**WHAT THIS TASK INVOLVES**
Track down every line below that holds "code" and copy it.

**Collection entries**
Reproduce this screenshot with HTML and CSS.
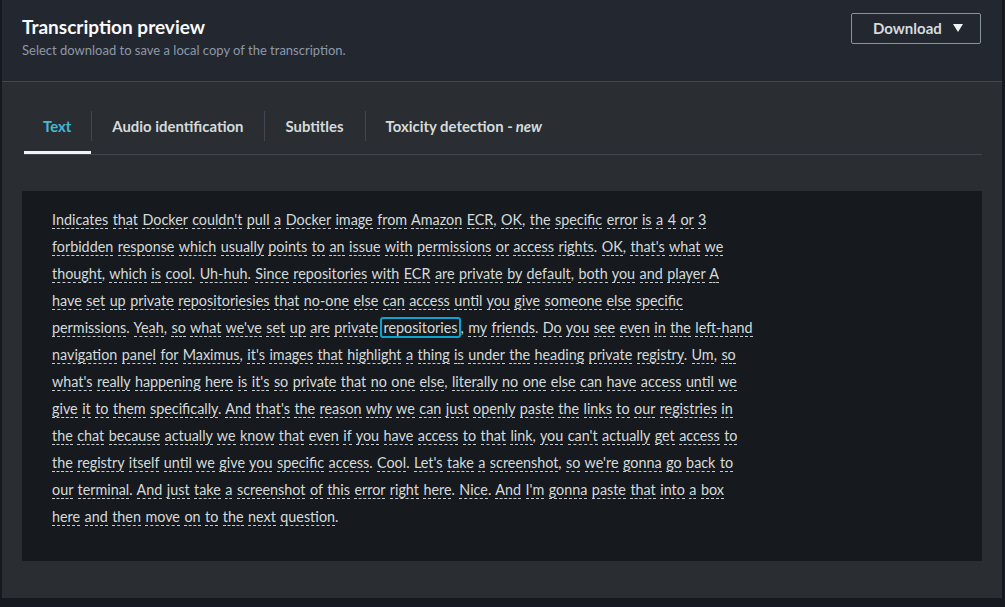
FILE: index.html
```html
<!DOCTYPE html>
<html lang="en">
<head>
<meta charset="utf-8">
<title>Transcription preview</title>
<link rel="stylesheet" href="styles.css">
</head>
<body>
<div class="container">
  <header class="header">
    <div class="heading">
      <h2 class="title">Transcription preview</h2>
      <p class="subtitle">Select download to save a local copy of the transcription.</p>
    </div>
    <button class="download">Download
      <svg class="caret" width="10" height="8" viewBox="0 0 10 8"><polygon points="0,0 10,0 5,8" fill="#f2f3f3"/></svg>
    </button>
  </header>
  <section class="body">
    <nav class="tabs">
      <div class="tab active">Text</div>
      <div class="tab">Audio identification</div>
      <div class="tab">Subtitles</div>
      <div class="tab">Toxicity detection - <em>new</em></div>
    </nav>
    <div class="panel">
      <p class="transcript">
<span class="w">Indicates</span> <span class="w">that</span> <span class="w">Docker</span> <span class="w">couldn't</span> <span class="w">pull</span> <span class="w">a</span> <span class="w">Docker</span> <span class="w">image</span> <span class="w">from</span> <span class="w">Amazon</span> <span class="w">ECR</span>, <span class="w">OK</span>, <span class="w">the</span> <span class="w">specific</span> <span class="w">error</span> <span class="w">is</span> <span class="w">a</span> <span class="w">4</span> <span class="w">or</span> <span class="w">3</span><br>
<span class="w">forbidden</span> <span class="w">response</span> <span class="w">which</span> <span class="w">usually</span> <span class="w">points</span> <span class="w">to</span> <span class="w">an</span> <span class="w">issue</span> <span class="w">with</span> <span class="w">permissions</span> <span class="w">or</span> <span class="w">access</span> <span class="w">rights</span>. <span class="w">OK</span>, <span class="w">that's</span> <span class="w">what</span> <span class="w">we</span><br>
<span class="w">thought</span>, <span class="w">which</span> <span class="w">is</span> <span class="w">cool</span>. <span class="w">Uh-huh</span>. <span class="w">Since</span> <span class="w">repositories</span> <span class="w">with</span> <span class="w">ECR</span> <span class="w">are</span> <span class="w">private</span> <span class="w">by</span> <span class="w">default</span>, <span class="w">both</span> <span class="w">you</span> <span class="w">and</span> <span class="w">player</span> <span class="w">A</span><br>
<span class="w">have</span> <span class="w">set</span> <span class="w">up</span> <span class="w">private</span> <span class="w">repositoriesies</span> <span class="w">that</span> <span class="w">no-one</span> <span class="w">else</span> <span class="w">can</span> <span class="w">access</span> <span class="w">until</span> <span class="w">you</span> <span class="w">give</span> <span class="w">someone</span> <span class="w">else</span> <span class="w">specific</span><br>
<span class="w">permissions</span>. <span class="w">Yeah</span>, <span class="w">so</span> <span class="w">what</span> <span class="w">we've</span> <span class="w">set</span> <span class="w">up</span> <span class="w">are</span> <span class="w">private</span> <span class="w current">repositories</span>, <span class="w">my</span> <span class="w">friends</span>. <span class="w">Do</span> <span class="w">you</span> <span class="w">see</span> <span class="w">even</span> <span class="w">in</span> <span class="w">the</span> <span class="w">left-hand</span><br>
<span class="w">navigation</span> <span class="w">panel</span> <span class="w">for</span> <span class="w">Maximus</span>, <span class="w">it's</span> <span class="w">images</span> <span class="w">that</span> <span class="w">highlight</span> <span class="w">a</span> <span class="w">thing</span> <span class="w">is</span> <span class="w">under</span> <span class="w">the</span> <span class="w">heading</span> <span class="w">private</span> <span class="w">registry</span>. <span class="w">Um</span>, <span class="w">so</span><br>
<span class="w">what's</span> <span class="w">really</span> <span class="w">happening</span> <span class="w">here</span> <span class="w">is</span> <span class="w">it's</span> <span class="w">so</span> <span class="w">private</span> <span class="w">that</span> <span class="w">no</span> <span class="w">one</span> <span class="w">else</span>, <span class="w">literally</span> <span class="w">no</span> <span class="w">one</span> <span class="w">else</span> <span class="w">can</span> <span class="w">have</span> <span class="w">access</span> <span class="w">until</span> <span class="w">we</span><br>
<span class="w">give</span> <span class="w">it</span> <span class="w">to</span> <span class="w">them</span> <span class="w">specifically</span>. <span class="w">And</span> <span class="w">that's</span> <span class="w">the</span> <span class="w">reason</span> <span class="w">why</span> <span class="w">we</span> <span class="w">can</span> <span class="w">just</span> <span class="w">openly</span> <span class="w">paste</span> <span class="w">the</span> <span class="w">links</span> <span class="w">to</span> <span class="w">our</span> <span class="w">registries</span> <span class="w">in</span><br>
<span class="w">the</span> <span class="w">chat</span> <span class="w">because</span> <span class="w">actually</span> <span class="w">we</span> <span class="w">know</span> <span class="w">that</span> <span class="w">even</span> <span class="w">if</span> <span class="w">you</span> <span class="w">have</span> <span class="w">access</span> <span class="w">to</span> <span class="w">that</span> <span class="w">link</span>, <span class="w">you</span> <span class="w">can't</span> <span class="w">actually</span> <span class="w">get</span> <span class="w">access</span> <span class="w">to</span><br>
<span class="w">the</span> <span class="w">registry</span> <span class="w">itself</span> <span class="w">until</span> <span class="w">we</span> <span class="w">give</span> <span class="w">you</span> <span class="w">specific</span> <span class="w">access</span>. <span class="w">Cool</span>. <span class="w">Let's</span> <span class="w">take</span> <span class="w">a</span> <span class="w">screenshot</span>, <span class="w">so</span> <span class="w">we're</span> <span class="w">gonna</span> <span class="w">go</span> <span class="w">back</span> <span class="w">to</span><br>
<span class="w">our</span> <span class="w">terminal</span>. <span class="w">And</span> <span class="w">just</span> <span class="w">take</span> <span class="w">a</span> <span class="w">screenshot</span> <span class="w">of</span> <span class="w">this</span> <span class="w">error</span> <span class="w">right</span> <span class="w">here</span>. <span class="w">Nice</span>. <span class="w">And</span> <span class="w">I'm</span> <span class="w">gonna</span> <span class="w">paste</span> <span class="w">that</span> <span class="w">into</span> <span class="w">a</span> <span class="w">box</span><br>
<span class="w">here</span> <span class="w">and</span> <span class="w">then</span> <span class="w">move</span> <span class="w">on</span> <span class="w">to</span> <span class="w">the</span> <span class="w">next</span> <span class="w">question</span>.
      </p>
    </div>
  </section>
</div>
</body>
</html>
```

FILE: styles.css
```css
* { box-sizing: border-box; }

body {
  margin: 0;
  background: #16191f;
  font-family: Lato, "Noto Sans", sans-serif;
  color: #d5dbdb;
}

.container {
  margin-left: 2px;
  width: 1000px;
  height: 598px;
  background: #2a2e33;
}

.header {
  height: 82px;
  background: #232730;
  border-bottom: 1px solid #414750;
  display: flex;
  justify-content: space-between;
  align-items: flex-start;
  padding: 15px 21px 0 20px;
}

.title {
  margin: 0;
  font-size: 19px;
  line-height: 24px;
  font-weight: 700;
  color: #fafafa;
}

.subtitle {
  margin: 3px 0 0;
  font-size: 13px;
  line-height: 16px;
  color: #8d99a8;
}

.download {
  margin-top: -2px;
  width: 130px;
  height: 31px;
  display: flex;
  align-items: center;
  gap: 11px;
  padding: 0 0 1px 21px;
  background: transparent;
  border: 1px solid #879596;
  border-radius: 2px;
  font-family: inherit;
  font-size: 15px;
  font-weight: 700;
  color: #d5dbdb;
}

.caret { display: block; }

.body {
  padding: 16px 20px 37px 20px;
}

.tabs {
  margin-left: 2px;
  display: flex;
  height: 57px;
  border-bottom: 1px solid #414750;
}

.tab {
  position: relative;
  display: flex;
  align-items: center;
  height: 55px;
  padding: 0 20px 0 19px;
  font-size: 14.9px;
  font-weight: 700;
  color: #d5dbdb;
}

.tab + .tab { padding: 0 21px; }

.tab em { font-style: italic; margin-left: 3px; }

.tab + .tab::before {
  content: "";
  position: absolute;
  left: 0;
  top: 13px;
  width: 1px;
  height: 30px;
  background: #414750;
}

.tab.active { color: #44b9d6; }

.tab.active::after {
  content: "";
  position: absolute;
  left: 0;
  right: 0;
  bottom: -1px;
  height: 3px;
  background: #f2f3f3;
}

.panel {
  margin-top: 36px;
  height: 370px;
  background: #161a1f;
  padding: 15px 30px 14px;
}

.transcript {
  margin: 0;
  font-size: 14.35px;
  line-height: 27px;
  word-spacing: 0.8px;
  color: #d5dbdb;
  white-space: nowrap;
}

.w {
  border-bottom: 1px dashed #c7cdd0;
}

.w.current {
  border: 2px solid #0aa4cf;
  border-radius: 3px;
  padding: 0 1px;
  margin-left: -2px;
}
```
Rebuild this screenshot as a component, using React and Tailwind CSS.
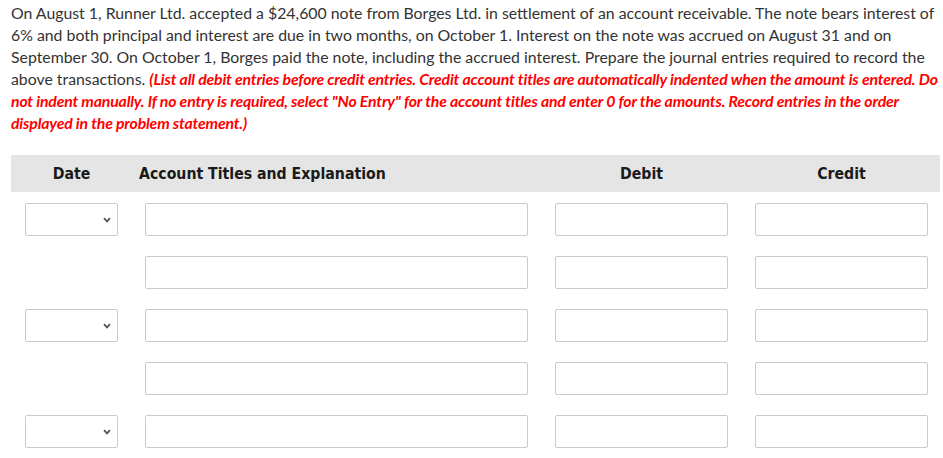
import React from "react";

function Chevron() {
  return (
    <svg width="8" height="6" viewBox="0 0 8 6" className="absolute right-[6px] top-1/2 -translate-y-1/2">
      <path d="M1 1.2 L4 4.4 L7 1.2" fill="none" stroke="#555" strokeWidth="1.8" />
    </svg>
  );
}

function Box({ className = "" }) {
  return <div className={"h-[33px] border border-[#cacaca] rounded-[2px] bg-white " + className}></div>;
}

function Row({ date }) {
  return (
    <>
      {date ? (
        <div className="relative h-[33px] border border-[#cacaca] rounded-[2px] bg-white">
          <Chevron />
        </div>
      ) : (
        <div></div>
      )}
      <Box />
      <Box />
      <Box />
    </>
  );
}

export default function App() {
  return (
    <div className="bg-white w-[943px] h-[458px] overflow-hidden">
      <div className="pl-[11px] pt-[2px] text-[15.83px] leading-[22px] text-[#333] whitespace-nowrap font-['Lato',sans-serif]">
        On August 1, Runner Ltd. accepted a $24,600 note from Borges Ltd. in settlement of an account receivable. The note bears interest of
        <br />
        6% and both principal and interest are due in two months, on October 1. Interest on the note was accrued on August 31 and on
        <br />
        September 30. On October 1, Borges paid the note, including the accrued interest. Prepare the journal entries required to record the
        <br />
        above transactions.{" "}
        <span className="text-[#f00] font-bold italic tracking-[-0.18px]">
          (List all debit entries before credit entries. Credit account titles are automatically indented when the amount is entered. Do
          <br />
          not indent manually. If no entry is required, select "No Entry" for the account titles and enter 0 for the amounts. Record entries in the order
          <br />
          displayed in the problem statement.)
        </span>
      </div>

      <div className="ml-[11px] mt-[21px] w-[929px]">
        <div className="h-[37px] bg-[#e5e5e5] pl-[14px] grid grid-cols-[93px_383px_173px_173px] gap-x-[27px] items-center font-['DejaVu_Sans_Condensed','DejaVu_Sans',sans-serif] [font-stretch:condensed] font-bold text-[15.7px] text-[#1a1a1a]">
          <div className="text-center">Date</div>
          <div className="-ml-[6px]">Account Titles and Explanation</div>
          <div className="text-center">Debit</div>
          <div className="text-center">Credit</div>
        </div>
        <div className="mt-[11px] pl-[14px] grid grid-cols-[93px_383px_173px_173px] gap-x-[27px] gap-y-[20px]">
          <Row date />
          <Row />
          <Row date />
          <Row />
          <Row date />
        </div>
      </div>
    </div>
  );
}
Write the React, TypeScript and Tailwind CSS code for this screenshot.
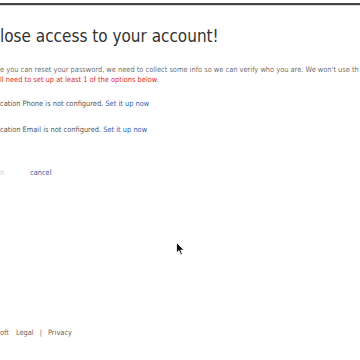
export default function App() {
  const f = { fontFamily: '"DejaVu Sans Condensed", "DejaVu Sans", sans-serif' };
  return (
    <div className="relative bg-white w-[360px] h-[360px] overflow-hidden" style={f}>
      <div className="h-[3px]" />
      <div className="h-[2px] bg-[#444444]" />
      <div className="h-[1px] bg-[#d4d4d4]" />
      <h1 className="mt-[20px] text-[17px] leading-[20px] text-[#333333] whitespace-nowrap">
        lose access to your account!
      </h1>
      <div className="mt-[19px] text-[7.4px] leading-[10px] whitespace-nowrap">
        <p className="text-[#707070]">
          e you can reset your password, we need to collect some info so we can verify who you are. We won't use th
        </p>
        <p className="text-[#e02b2b]">ll need to set up at least 1 of the options below.</p>
        <p className="mt-[14px] text-[#555555]">
          cation Phone is not configured. <a className="text-[#2b5fb4]">Set it up now</a>
        </p>
        <p className="mt-[16px] text-[#555555]">
          cation Email is not configured. <a className="text-[#2b5fb4]">Set it up now</a>
        </p>
        <div className="mt-[33px] flex items-center">
          <span className="w-[30px] text-[#c8cedb]">n</span>
          <a className="text-[#3a62b0]">cancel</a>
        </div>
      </div>
      <div className="mt-[150px] flex items-center text-[7.4px] leading-[10px] text-[#666666] whitespace-nowrap">
        <span>oft</span>
        <span className="ml-[7px]">Legal</span>
        <span className="ml-[6px]">|</span>
        <span className="ml-[6px]">Privacy</span>
      </div>
      <svg className="absolute left-[176px] top-[242px]" width="9" height="14" viewBox="0 0 9 14">
        <path d="M0.5 0.5 L0.5 11 L3 8.6 L4.8 12.8 L6.4 12.1 L4.7 8.1 L8 8.1 Z" fill="#111" stroke="#fff" strokeWidth="0.8" />
      </svg>
    </div>
  );
}
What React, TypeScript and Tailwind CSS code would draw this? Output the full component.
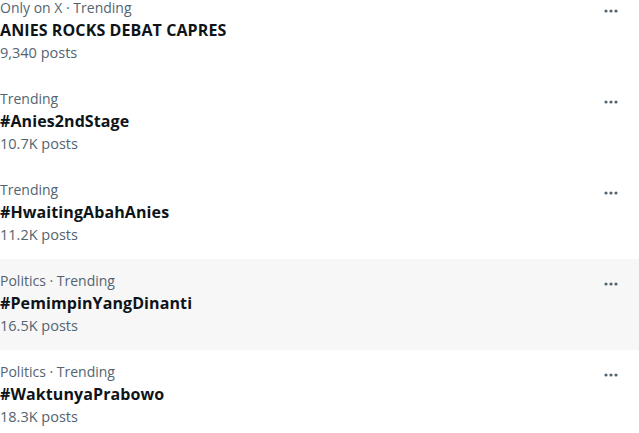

**SOLUTION TO THIS TASK**
Write the React, TypeScript and Tailwind CSS code for this screenshot.
What React, TypeScript and Tailwind CSS code would draw this? Output the full component.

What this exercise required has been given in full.